Tragic, I admit. But on the other hand, after that incident, supposedly Iraqis became ***MUCH*** more observant of what we Americans would call conventional rules of the road. They don't blow off checkpoints any more, which was s.o.p. before then.

Operant conditioning....

Posted by: Feff on October 29, 2004 10:51 AM

What's depressing is that even if Kerry wins, the battle is far from over. There's so much mess to clean up from this stupid administrations, foreign and domestic. If Kerry wins and doesn't have either branch of Congress, it'll be Clinton's 2nd term all over again (and a better than even chance of another ginned-up impeachment investigation). If Kerry gets the Senate but not the House, it will be a stalemate with very little real progress possible.

If Kerry gets the Senate and by some miracle the House as well, he's still going to have to spend four years driving us back out of the deficit ditch and figuring out what to do in Iraq and Afghanistan. Not an enviable job. At least we might get to replace Rehnquist with a thinking human being, so there is an upside that will last.
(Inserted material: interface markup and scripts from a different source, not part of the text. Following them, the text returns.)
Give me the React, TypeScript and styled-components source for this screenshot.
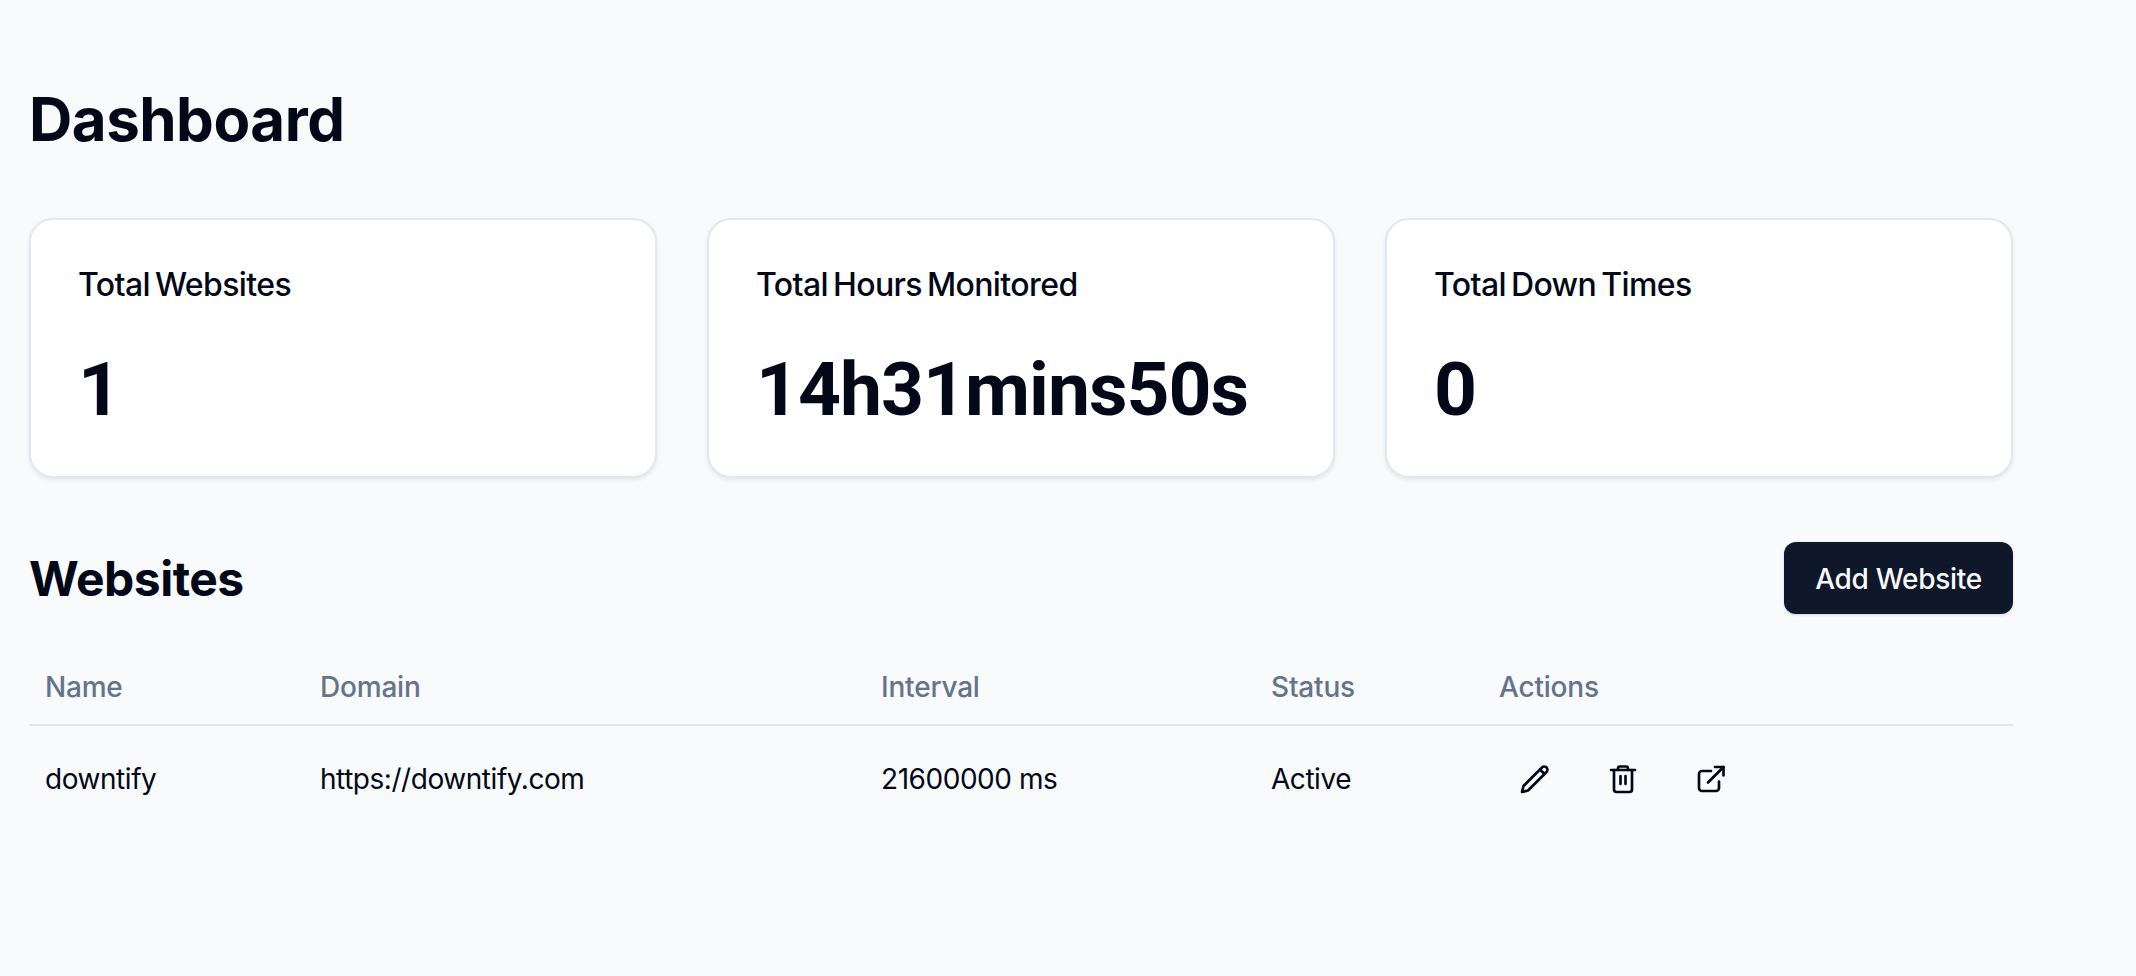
import React from "react";
import styled, { createGlobalStyle } from "styled-components";

const Global = createGlobalStyle`
  html, body { margin: 0; padding: 0; background: #f8fafc; }
  body { font-family: Inter, "Liberation Sans", sans-serif; color: #020817; }
`;

const Page = styled.main`
  box-sizing: border-box;
  width: 2136px;
  min-height: 976px;
  padding: 80px 123px 0 29px;
  background: #f8fafc;
`;

const Title = styled.h1`
  margin: 0;
  font-size: 60px;
  line-height: 78px;
  font-weight: 700;
  letter-spacing: -0.5px;
`;

const Cards = styled.section`
  display: grid;
  grid-template-columns: repeat(3, 1fr);
  gap: 50px;
  margin-top: 60px;
`;

const Card = styled.article`
  box-sizing: border-box;
  height: 260px;
  padding: 45px 47px;
  background: #fff;
  border: 2px solid #e2e8f0;
  border-radius: 24px;
  box-shadow: 0 2px 4px rgba(2, 8, 23, 0.08);
`;

const CardLabel = styled.h3`
  margin: 0;
  font-size: 32px;
  line-height: 40px;
  font-weight: 500;
  letter-spacing: -0.6px;
  word-spacing: -3px;
`;

const CardValue = styled.div`
  margin-top: 39px;
  font-family: Roboto, Inter, sans-serif;
  font-size: 75px;
  line-height: 90px;
  font-weight: 700;
  letter-spacing: -1px;
`;

const SectionHead = styled.header`
  display: flex;
  align-items: center;
  justify-content: space-between;
  height: 72px;
  margin-top: 65px;
`;

const SectionTitle = styled.h2`
  margin: 0;
  font-size: 48px;
  line-height: 72px;
  font-weight: 700;
  letter-spacing: -0.5px;
`;

const AddButton = styled.button`
  box-sizing: border-box;
  width: 229px;
  height: 72px;
  margin-bottom: 2px;
  padding: 2px 0 0;
  border: 0;
  border-radius: 12px;
  background: #0f172a;
  color: #f8fafc;
  font-family: inherit;
  font-size: 28px;
  font-weight: 500;
  letter-spacing: -0.3px;
  box-shadow: 0 1px 3px rgba(2, 8, 23, 0.15);
`;

const Table = styled.table`
  width: 100%;
  margin-top: 32px;
  border-collapse: collapse;
  table-layout: fixed;
  font-size: 28px;
`;

const HeadRow = styled.tr`
  border-bottom: 2px solid #e2e8f0;
`;

const Th = styled.th`
  box-sizing: border-box;
  height: 78px;
  padding: 2px 16px 0;
  text-align: left;
  font-weight: 500;
  color: #64748b;
  letter-spacing: -0.2px;
`;

const Td = styled.td`
  height: 106px;
  padding: 0 16px;
  font-weight: 400;
  letter-spacing: -0.45px;
`;

const Actions = styled.div`
  display: flex;
  align-items: center;
  gap: 56px;
  padding-left: 20px;
`;

const IconBtn = styled.span`
  display: inline-flex;
  width: 32px;
  height: 32px;
  align-items: center;
  justify-content: center;
  svg { width: 32px; height: 32px; fill: none; stroke: #020817; stroke-width: 2.67; stroke-linecap: round; stroke-linejoin: round; }
`;

const cols = [275, 561, 390, 228, 530];

export default function App() {
  return (
    <>
      <Global />
      <Page>
        <Title>Dashboard</Title>
        <Cards>
          <Card><CardLabel>Total Websites</CardLabel><CardValue>1</CardValue></Card>
          <Card><CardLabel>Total Hours Monitored</CardLabel><CardValue>14h31mins50s</CardValue></Card>
          <Card><CardLabel>Total Down Times</CardLabel><CardValue>0</CardValue></Card>
        </Cards>
        <SectionHead>
          <SectionTitle>Websites</SectionTitle>
          <AddButton>Add Website</AddButton>
        </SectionHead>
        <Table>
          <colgroup>{cols.map((w, i) => <col key={i} width={w} />)}</colgroup>
          <thead>
            <HeadRow>
              <Th>Name</Th><Th>Domain</Th><Th>Interval</Th><Th>Status</Th><Th>Actions</Th>
            </HeadRow>
          </thead>
          <tbody>
            <tr>
              <Td>downtify</Td>
              <Td>https://downtify.com</Td>
              <Td>21600000 ms</Td>
              <Td>Active</Td>
              <Td>
                <Actions>
                  <IconBtn><svg viewBox="0 0 32 32"><path d="M23 4.5a3.18 3.18 0 0 1 4.5 4.5L9 27.5l-6 1.5 1.5-6Z"/><path d="M21 6.5l4.5 4.5"/></svg></IconBtn>
                  <IconBtn><svg viewBox="0 0 32 32"><path d="M4 7h24"/><path d="M7 7v19.5A2.5 2.5 0 0 0 9.500 29h13a2.500 2.500 0 0 0 2.500-2.500V7"/><path d="M11 7V5.500a2 2 0 0 1 2-2h6a2 2 0 0 1 2 2V7"/><path d="M13.500 13v8"/><path d="M18.500 13v8"/></svg></IconBtn>
                  <IconBtn><svg viewBox="0 0 32 32"><path d="M24 18.500V25a3 3 0 0 1-3 3H7a3 3 0 0 1-3-3V11a3 3 0 0 1 3-3h9"/><path d="M20 4h8.500v8.500"/><path d="M13 19.500 28.500 4"/></svg></IconBtn>
                </Actions>
              </Td>
            </tr>
          </tbody>
        </Table>
      </Page>
    </>
  );
}
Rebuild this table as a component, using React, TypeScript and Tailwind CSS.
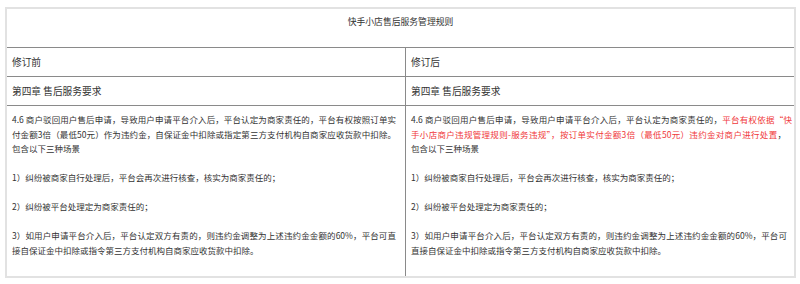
const font = { fontFamily: '"Noto Sans CJK SC", "Noto Sans", sans-serif' };

// a single rendered line; full lines are spread across their width like the original wrap
function Line({ children, w }: { children: React.ReactNode; w?: string }) {
  if (w) {
    return (
      <div className={`text-justify [text-align-last:justify] [text-justify:inter-character] ${w}`}>
        {children}
      </div>
    );
  }
  return <div className="whitespace-nowrap">{children}</div>;
}

function Row({ children }: { children: React.ReactNode }) {
  return (
    <div className="h-[29px] border-b border-[#8a8a8a] flex items-center px-[5px] text-[9.7px]">
      {children}
    </div>
  );
}

export default function App() {
  return (
    <div className="w-[800px] h-[284px] bg-white pt-[7px] pl-[5px]" style={font}>
      <div className="w-[791px] h-[271px] border-2 border-[#e2e2e2] flex flex-col text-[#333]">
        {/* Title */}
        <div className="h-[39px] shrink-0 border-b border-[#8a8a8a] text-center text-[8.8px] leading-[14px] pt-[6px]">
          快手小店售后服务管理规则
        </div>

        <div className="grid grid-cols-[399px_1fr] flex-1">
          {/* 修订前 */}
          <div className="border-r border-[#8a8a8a] flex flex-col">
            <Row>修订前</Row>
            <Row>第四章 售后服务要求</Row>
            <div className="pl-[5px] pt-[6px] text-[8.5px] leading-[14.5px]">
              <Line w="w-[384px]">
                4.6 商户驳回用户售后申请，导致用户申请平台介入后，平台认定为商家责任的，平台有权按照订单实
              </Line>
              <Line w="w-[384px]">
                付金额3倍（最低50元）作为违约金，自保证金中扣除或指定第三方支付机构自商家应收货款中扣除。
              </Line>
              <Line>包含以下三种场景</Line>
              <div className="mt-[14.5px]">
                <Line>1）纠纷被商家自行处理后，平台会再次进行核查，核实为商家责任的；</Line>
              </div>
              <div className="mt-[14.5px]">
                <Line>2）纠纷被平台处理定为商家责任的；</Line>
              </div>
              <div className="mt-[14.5px]">
                <Line w="w-[384px]">
                  3）如用户申请平台介入后，平台认定双方有责的，则违约金调整为上述违约金金额的60%，平台可直
                </Line>
                <Line>接自保证金中扣除或指令第三方支付机构自商家应收货款中扣除。</Line>
              </div>
            </div>
          </div>

          {/* 修订后 */}
          <div className="flex flex-col">
            <Row>修订后</Row>
            <Row>第四章 售后服务要求</Row>
            <div className="pl-[5px] pt-[6px] text-[8.5px] leading-[14.5px]">
              <Line w="w-[381px]">
                4.6 商户驳回用户售后申请，导致用户申请平台介入后，平台认定为商家责任的，
                <span className="text-[#f0393b]">平台有权依据“快</span>
              </Line>
              <Line w="w-[375px]">
                <span className="text-[#f0393b]">
                  手小店商户违规管理规则-服务违规”，按订单实付金额3倍（最低50元）违约金对商户进行处置
                </span>
                ，
              </Line>
              <Line>包含以下三种场景</Line>
              <div className="mt-[14.5px]">
                <Line>1）纠纷被商家自行处理后，平台会再次进行核查，核实为商家责任的；</Line>
              </div>
              <div className="mt-[14.5px]">
                <Line>2）纠纷被平台处理定为商家责任的；</Line>
              </div>
              <div className="mt-[14.5px]">
                <Line w="w-[376px]">
                  3）如用户申请平台介入后，平台认定双方有责的，则违约金调整为上述违约金金额的60%，平台可
                </Line>
                <Line>直接自保证金中扣除或指令第三方支付机构自商家应收货款中扣除。</Line>
              </div>
            </div>
          </div>
        </div>
      </div>
    </div>
  );
}
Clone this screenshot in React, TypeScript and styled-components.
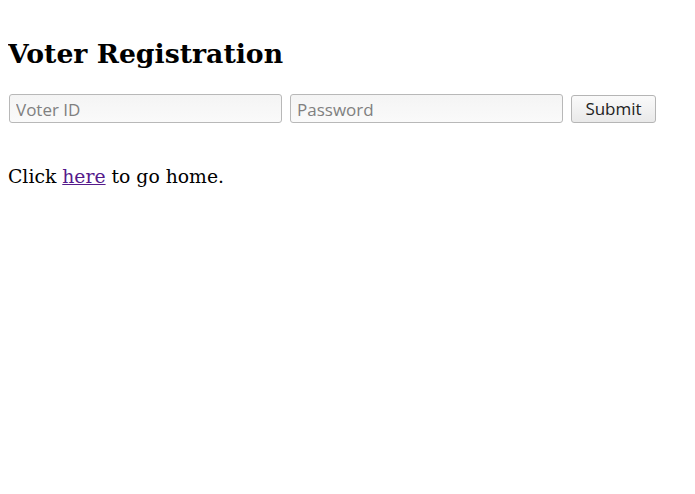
import React from 'react';
import styled, { createGlobalStyle } from 'styled-components';

const GlobalStyle = createGlobalStyle`
    body {
        margin: 8px;
        font-family: "DejaVu Serif", serif;
        font-size: 18.8px;
        color: #000;
        background: #fff;
    }
`;

const Title = styled.h2`
    font-size: 26.7px;
    font-weight: bold;
    margin: 30px 0 0;
`;

const Form = styled.form`
    display: flex;
    align-items: center;
    gap: 8px;
    margin: 25px 0 0 1px;
`;

const Field = styled.input`
    width: 273px;
    height: 29px;
    box-sizing: border-box;
    padding: 1px 6px 0;
    border: 1px solid #b8b8b8;
    border-radius: 3px;
    background: linear-gradient(#f4f4f4, #fafafa);
    font-family: "Open Sans", "DejaVu Sans", sans-serif;
    font-size: 17px;
    color: #333;
    &::placeholder {
        color: #808080;
    }
`;

const SubmitButton = styled.button`
    width: 85px;
    height: 28px;
    box-sizing: border-box;
    border: 1px solid #b5b5b5;
    border-radius: 3px;
    background: linear-gradient(#fafafa, #e9e9e9);
    font-family: "Open Sans", "DejaVu Sans", sans-serif;
    font-size: 17px;
    color: #222;
`;

const Note = styled.p`
    margin: 43px 0 0;
`;

const HomeLink = styled.a`
    color: #551a8b;
`;

const App = () => (
    <>
        <GlobalStyle />
        <Title>Voter Registration</Title>
        <Form onSubmit={(e) => e.preventDefault()}>
            <Field type="text" placeholder="Voter ID" />
            <Field type="password" placeholder="Password" />
            <SubmitButton type="submit">Submit</SubmitButton>
        </Form>
        <Note>
            Click <HomeLink href="#">here</HomeLink> to go home.
        </Note>
    </>
);

export default App;
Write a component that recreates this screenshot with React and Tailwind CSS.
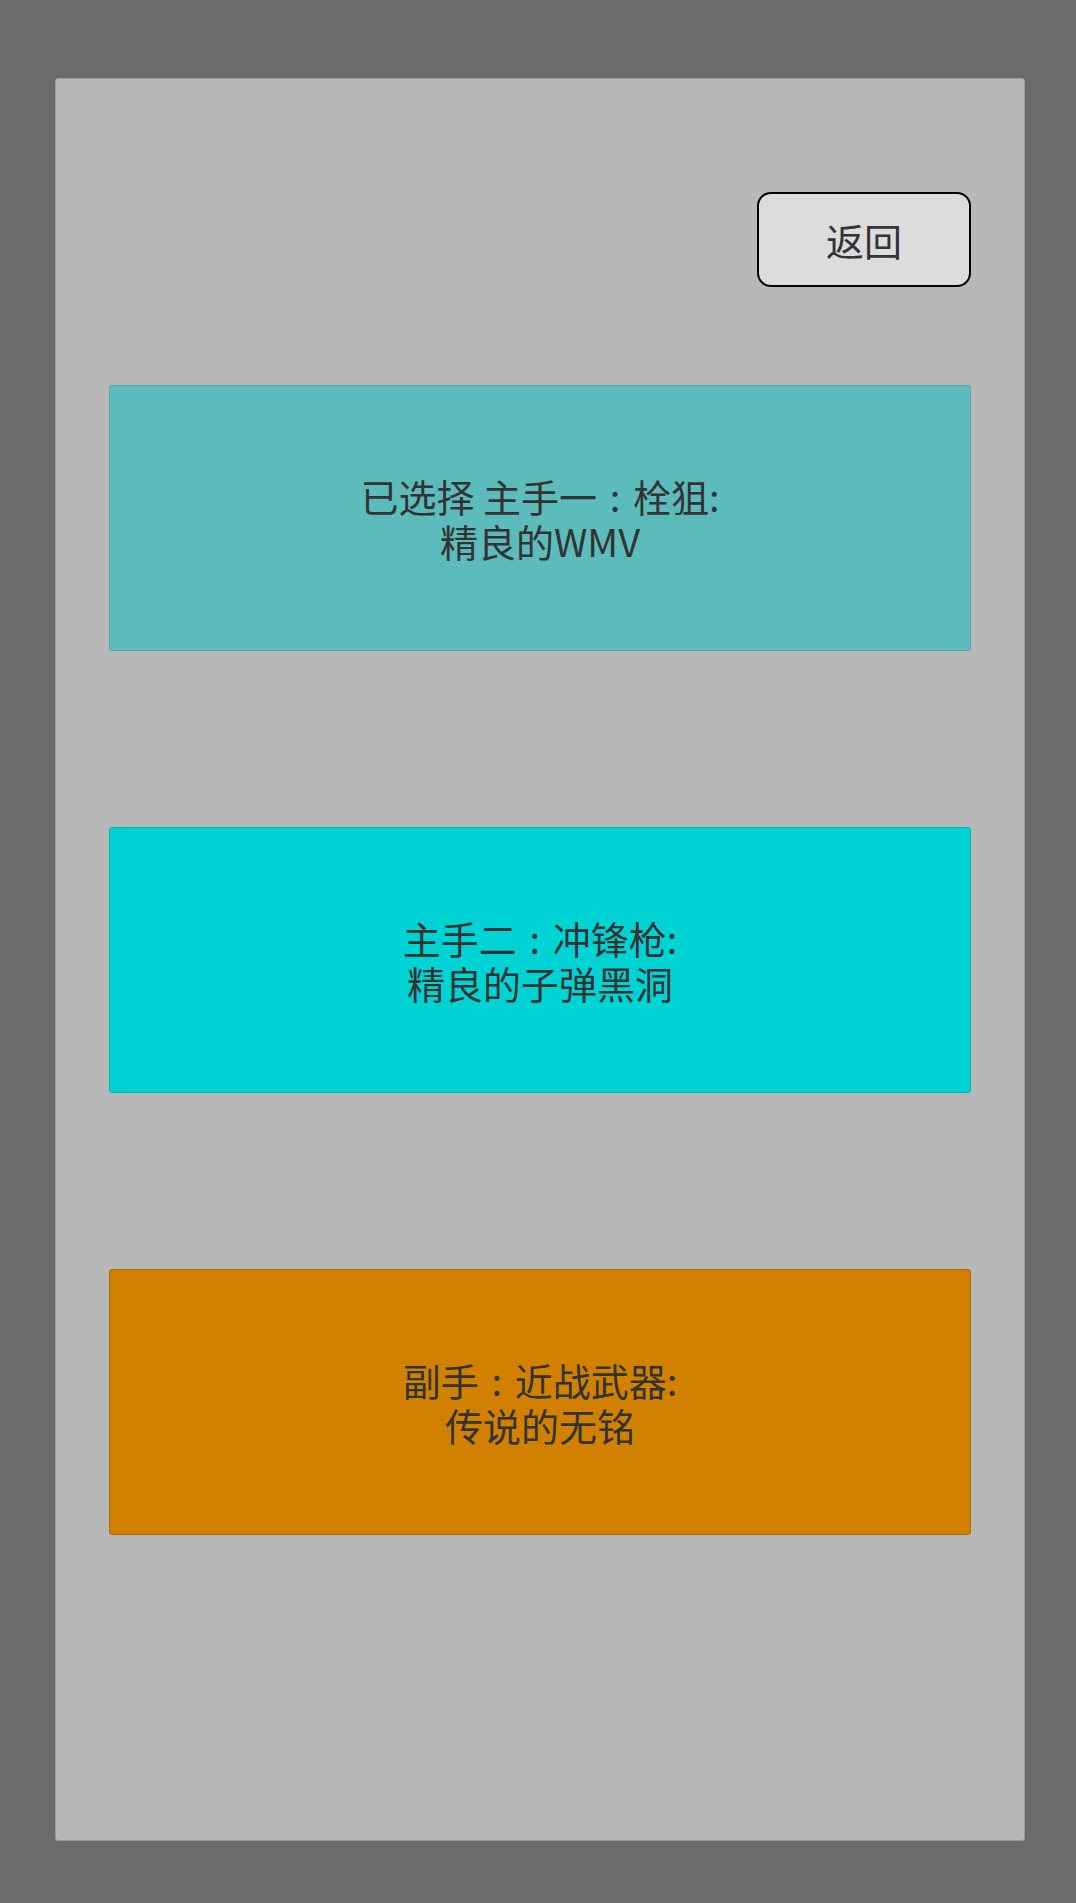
const cards = [
    { lines: ["已选择 主手一\u2004:\u2004栓狙:", "精良的WMV"], cls: "bg-[#5bbcbb] border-[#4fa9a8]" },
    { lines: ["主手二\u2004:\u2004冲锋枪:", "精良的子弹黑洞"], cls: "bg-[#00d3d4] border-[#00b5b6]" },
    { lines: ["副手\u2004:\u2004近战武器:", "传说的无铭"], cls: "bg-[#d18000] border-[#a86a10]" },
];

export default function App() {
    return (
        <div
            className="min-h-[1903px] bg-[#6b6b6b] pt-[78px]"
            style={{ fontFamily: '"Noto Sans CJK SC", "Noto Sans", sans-serif' }}
        >
            <div className="ml-[55px] w-[970px] h-[1763px] bg-[#b8b8b8] border border-[#9a9a9a] rounded-[3px] px-[53px] pt-[113px]">
                <div className="flex justify-end">
                    <button className="w-[214px] h-[95px] bg-[#dcdcdc] border-2 border-black rounded-[14px] text-[38px] text-[#333] leading-none">
                        返回
                    </button>
                </div>

                <div className="mt-[98px] flex flex-col gap-[176px]">
                    {cards.map((c, i) => (
                        <div
                            key={i}
                            className={`h-[266px] border rounded-[3px] flex items-center justify-center ${c.cls}`}
                        >
                            <p className="text-center text-[38px] leading-[45px] text-[#333] whitespace-pre">
                                {c.lines[0]}
                                <br />
                                {c.lines[1]}
                            </p>
                        </div>
                    ))}
                </div>
            </div>
        </div>
    );
}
I'm just worried that Kerry is doomed to be a one-termer, and then we'll put another Bush-clone in the presidency. My only hope on that count is maybe John McCain wouldn't be so bad as president if he didn't surround himself with all the knuckleheads Bush has been using. What the hell would the Swift Boat Vets do with themselves for an entire election season if Kerry and McCain ran against one another?

Posted by: Observer on October 29, 2004 01:03 PM

My vote's mailed already, so I am paying even less attention than ever to anything to do with the campaign. And yes, I am expecting the worst.